Containers with make start
Containers with make start-test
-
Start the service with docker compose
make start
-
Post xml files to train
curl -X POST -F 'file=@/PATH/TO/PDF/xml_file_name.xml' localhost:5056/xml_to_train/tenant_name/id
-
Post xml files to get suggestions
curl -X POST -F 'file=@/PATH/TO/PDF/xml_file_name.xml' localhost:5056/xml_to_predict/tenant_name/id
-
Post labeled data
Text, numeric or date cases:
curl -X POST --header "Content-Type: application/json" --data '{"xml_file_name": "xml_file_name.xml",
"id": "property_id",
"tenant": "tenant_name",
"language_iso": "en",
"label_text": "text",
"page_width": 612,
"page_height": 792,
"xml_segments_boxes": [{"left": 124, "top": 48, "width": 83, "height": 13, "page_number": 1}],
"label_segments_boxes": [{"left": 124, "top": 48, "width": 83, "height": 13, "page_number": 1}]
}' localhost:5056/labeled_data
curl -X POST --header "Content-Type: application/json" --data '{"xml_file_name": "xml_file_name.xml",
"id": "property_id",
"tenant": "tenant_name",
"language_iso": "en",
"values": [{"id": "1", "label": "option 1"}, {"id": "2", "label": "option 2"}],
"page_width": 612,
"page_height": 792,
"xml_segments_boxes": [{"left": 124, "top": 48, "width": 83, "height": 13, "page_number": 1}]
}' localhost:5056/labeled_data
- Post data to predict
curl -X POST --header "Content-Type: application/json" --data '{"xml_file_name": "xml_file_name.xml",
"id": "property_id",
"tenant": "tenant_name",
"page_width": 612,
"page_height": 792,
"xml_segments_boxes": [{"left": 124, "top": 48, "width": 83, "height": 13, "page_number": 1}]
}' localhost:5056/prediction_data
- Create model and calculate suggestions
To create the model or calculate the suggestions, a message to redis should be sent. The name for the tasks queue is " information_extraction_tasks"
queue = RedisSMQ(host='127.0.0.1', port='6579', qname='information_extraction_tasks', quiet=False)
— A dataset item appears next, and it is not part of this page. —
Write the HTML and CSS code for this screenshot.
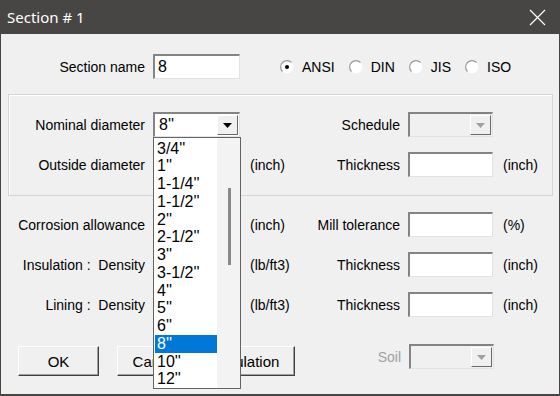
FILE: index.html
```html
<!DOCTYPE html>
<html lang="en">
<head>
  <meta charset="UTF-8" />
  <title>Section # 1</title>
  <link rel="stylesheet" href="styles.css">
</head>
<body>
  <div class="window">
    <div class="titlebar">
      <span class="title">Section # 1</span>
      <svg class="close" width="17" height="17" viewBox="0 0 17 17">
        <path d="M1 1 L16 16 M16 1 L1 16" stroke="#fff" stroke-width="1.2" fill="none"/>
      </svg>
    </div>

    <div class="client">
      <div class="row first">
        <label class="lbl">Section name</label>
        <div class="edit">8</div>
        <div class="radios">
          <span class="radio">
            <svg width="14" height="14" viewBox="0 0 14 14">
              <circle cx="7" cy="7" r="6.3" fill="#fff"/>
              <path d="M2.5 11.5 A6.3 6.3 0 0 1 11.5 2.5" stroke="#9a9a9a" stroke-width="1.2" fill="none"/>
              <circle cx="7" cy="7" r="2" fill="#000"/>
            </svg>ANSI</span>
          <span class="radio">
            <svg width="14" height="14" viewBox="0 0 14 14">
              <circle cx="7" cy="7" r="6.3" fill="#fff"/>
              <path d="M2.5 11.5 A6.3 6.3 0 0 1 11.5 2.5" stroke="#9a9a9a" stroke-width="1.2" fill="none"/>
            </svg>DIN</span>
          <span class="radio">
            <svg width="14" height="14" viewBox="0 0 14 14">
              <circle cx="7" cy="7" r="6.3" fill="#fff"/>
              <path d="M2.5 11.5 A6.3 6.3 0 0 1 11.5 2.5" stroke="#9a9a9a" stroke-width="1.2" fill="none"/>
            </svg>JIS</span>
          <span class="radio">
            <svg width="14" height="14" viewBox="0 0 14 14">
              <circle cx="7" cy="7" r="6.3" fill="#fff"/>
              <path d="M2.5 11.5 A6.3 6.3 0 0 1 11.5 2.5" stroke="#9a9a9a" stroke-width="1.2" fill="none"/>
            </svg>ISO</span>
        </div>
      </div>

      <div class="group">
        <div class="row">
          <label class="lbl">Nominal diameter</label>
          <div class="combo">
            <span class="combo-text">8''</span>
            <span class="combo-btn"><svg width="9" height="5" viewBox="0 0 9 5"><path d="M0 0 H9 L4.5 5 Z" fill="#000"/></svg></span>
            <div class="drop-list">
              <div class="items">
                <div class="item">3/4''</div>
                <div class="item">1''</div>
                <div class="item">1-1/4''</div>
                <div class="item">1-1/2''</div>
                <div class="item">2''</div>
                <div class="item">2-1/2''</div>
                <div class="item">3''</div>
                <div class="item">3-1/2''</div>
                <div class="item">4''</div>
                <div class="item">5''</div>
                <div class="item">6''</div>
                <div class="item sel">8''</div>
                <div class="item">10''</div>
                <div class="item">12''</div>
              </div>
              <div class="scroll"><span class="thumb"></span></div>
            </div>
          </div>
          <div class="mid"><span></span><label>Schedule</label></div>
          <div class="combo disabled">
            <span class="combo-text"></span>
            <span class="combo-btn"><svg width="9" height="5" viewBox="0 0 9 5"><path d="M0 0 H9 L4.5 5 Z" fill="#a0a0a0"/></svg></span>
          </div>
          <span></span>
        </div>
        <div class="row">
          <label class="lbl">Outside diameter</label>
          <div class="edit"></div>
          <div class="mid"><span class="unit">(inch)</span><label>Thickness</label></div>
          <div class="edit"></div>
          <span class="unit">(inch)</span>
        </div>
      </div>

      <div class="rows">
        <div class="row">
          <label class="lbl">Corrosion allowance</label>
          <div class="edit"></div>
          <div class="mid"><span class="unit">(inch)</span><label>Mill tolerance</label></div>
          <div class="edit"></div>
          <span class="unit">(%)</span>
        </div>
        <div class="row">
          <label class="lbl">Insulation :&nbsp; Density</label>
          <div class="edit"></div>
          <div class="mid"><span class="unit">(lb/ft3)</span><label>Thickness</label></div>
          <div class="edit"></div>
          <span class="unit">(inch)</span>
        </div>
        <div class="row">
          <label class="lbl">Lining :&nbsp; Density</label>
          <div class="edit"></div>
          <div class="mid"><span class="unit">(lb/ft3)</span><label>Thickness</label></div>
          <div class="edit"></div>
          <span class="unit">(inch)</span>
        </div>
      </div>

      <div class="btn-row">
        <button class="btn ok">OK</button>
        <button class="btn calc">Cancel the calculation</button>
        <div class="soil">
          <label class="soil-lbl">Soil</label>
          <div class="combo disabled">
            <span class="combo-text"></span>
            <span class="combo-btn"><svg width="9" height="5" viewBox="0 0 9 5"><path d="M0 0 H9 L4.5 5 Z" fill="#a0a0a0"/></svg></span>
          </div>
        </div>
      </div>
    </div>
  </div>
</body>
</html>
```

FILE: styles.css
```css
body {
  margin: 0;
  background: #f0f0f0;
  font-family: 'Liberation Sans', Arial, sans-serif;
  font-size: 14px;
  color: #000;
}
.window {
  width: 560px;
  height: 396px;
  display: flex;
  flex-direction: column;
  overflow: hidden;
}
.titlebar {
  height: 34px;
  flex: none;
  background: #484644;
  color: #fff;
  display: flex;
  align-items: center;
  justify-content: space-between;
  padding: 0 14px 0 7px;
  font-family: 'Noto Sans', 'Liberation Sans', sans-serif;
  font-size: 15px;
}
.client {
  flex: 1;
  background: #f0f0f0;
  border: 1px solid #484644;
  border-top: none;
  border-bottom-width: 2px;
}

/* rows share one set of columns */
.row {
  --c1: 144px;
  display: grid;
  grid-template-columns: var(--c1) 87px 152px 85px auto;
  column-gap: 8px;
  align-items: center;
  height: 25px;
}
.row + .row {
  margin-top: 15px;
}
.row.first {
  margin-top: 20px;
  grid-template-columns: var(--c1) 87px auto;
}
.lbl {
  text-align: right;
  white-space: nowrap;
}
.mid {
  display: flex;
  justify-content: space-between;
  white-space: nowrap;
}
.unit {
  margin-left: 2px;
  white-space: nowrap;
}

.radios {
  display: flex;
  gap: 14px;
  margin-left: 32px;
}
.radio {
  display: flex;
  align-items: center;
  gap: 8px;
}

.group {
  margin: 15px 6px 0 7px;
  border: 1px solid #d5d5d5;
  box-shadow: inset 1px 1px 0 #fff;
  padding: 17px 0 18px;
}
.group .row {
  --c1: 136px;
}
.rows {
  margin-top: 16px;
}

.edit {
  height: 25px;
  box-sizing: border-box;
  background: #fff;
  border-style: solid;
  border-width: 2px 1px 1px 2px;
  border-color: #848484 #e3e3e3 #e3e3e3 #848484;
  font-size: 16px;
  line-height: 21px;
  padding-left: 3px;
}

.combo {
  position: relative;
  height: 25px;
  box-sizing: border-box;
  background: #fff;
  border-style: solid;
  border-width: 2px 1px 1px 2px;
  border-color: #848484 #e3e3e3 #e3e3e3 #848484;
  display: flex;
  font-size: 16px;
}
.combo.disabled {
  background: #f0f0f0;
}
.combo-text {
  flex: 1;
  padding-left: 4px;
  line-height: 21px;
}
.combo-btn {
  width: 21px;
  margin: 1px 1px 1px 0;
  box-sizing: border-box;
  background: #f0f0f0;
  border-style: solid;
  border-width: 1px;
  border-color: #fff #6a6a6a #6a6a6a #fff;
  display: flex;
  align-items: center;
  justify-content: center;
}

/* open list of the nominal diameter combo */
.drop-list {
  position: absolute;
  left: -2px;
  top: 23px;
  width: 88px;
  height: 252px;
  box-sizing: border-box;
  border: 1px solid #646464;
  background: #fff;
  z-index: 5;
  display: flex;
}
.items {
  width: 62px;
  margin-left: 1px;
  padding-top: 1.5px;
}
.item {
  height: 17.75px;
  line-height: 17.75px;
  padding-left: 2px;
  font-size: 16px;
  white-space: nowrap;
}
.item.sel {
  background: #0078d7;
  color: #fff;
}
.scroll {
  flex: 1;
  background: #f3f3f3;
  position: relative;
}
.thumb {
  position: absolute;
  left: 11px;
  top: 50px;
  width: 3px;
  height: 77px;
  background: #8a8a8a;
}

.btn-row {
  margin-top: 27px;
  display: flex;
  align-items: flex-start;
}
.btn {
  height: 30px;
  margin-top: 2px;
  background: #f0f0f0;
  border: 1px solid;
  border-color: #fff #404040 #404040 #fff;
  box-shadow: inset -1px -1px 0 #a0a0a0;
  font-family: inherit;
  font-size: 15px;
  padding: 0;
  color: #000;
  white-space: nowrap;
}
.btn.ok {
  width: 81px;
  margin-left: 17px;
}
.btn.calc {
  width: 178px;
  margin-left: 18px;
}
.soil {
  margin-left: auto;
  margin-right: 65px;
  display: flex;
  align-items: center;
  gap: 8px;
}
.soil .combo {
  width: 85px;
}
.soil-lbl {
  color: #a0a0a0;
}
```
# Text, numeric or date cases:
# Create model
queue.sendMessage(delay=0).message('{"tenant": "tenant_name", "task": "create_model", "params": {"id": "property_id"}}').execute()
# Calculate suggestions
queue.sendMessage(delay=0).message('{"tenant": "tenant_name", "task": "suggestions", "params": {"id": "property_id"}}').execute()
# Multi-option case:
# Create model
# The options parameter are all the posible values for all the PDF
# The multi_value parameter tells if the algorithm can pick more than one option per PDF
queue.sendMessage(delay=0).message('{"tenant": "tenant_name", "task": "create_model", "params": {"id": "property_id" , "options": [{"id": "1", "label": "option 1"}, {"id": "2", "label": "option 2"}, {"id": "3", "label": "option 3"}], "multi_value": false}}').execute()
# Calculate suggestions
queue.sendMessage(delay=0).message('{"tenant": "tenant_name", "task": "suggestions", "params": {"id": "property_id"}}').execute()
- Get service logs
A Redis queue stores the service logs for both training and prediction processes.
queue = RedisSMQ(host='127.0.0.1', port='6579', qname='information_extraction_logs', quiet=False)
results_message = queue.receiveMessage().exceptions(False).execute()
# The logs have the following format
# {"tenant": "tenant_name",
# "extraction_name": "extraction_id",
# "severity": "info" || "error",
# "message": ""}
- Get results
There is a redis queue where it is possible to get notified when the different tasks finish
queue = RedisSMQ(host='127.0.0.1', port='6579', qname='information_extraction_results', quiet=False)
results_message = queue.receiveMessage().exceptions(False).execute()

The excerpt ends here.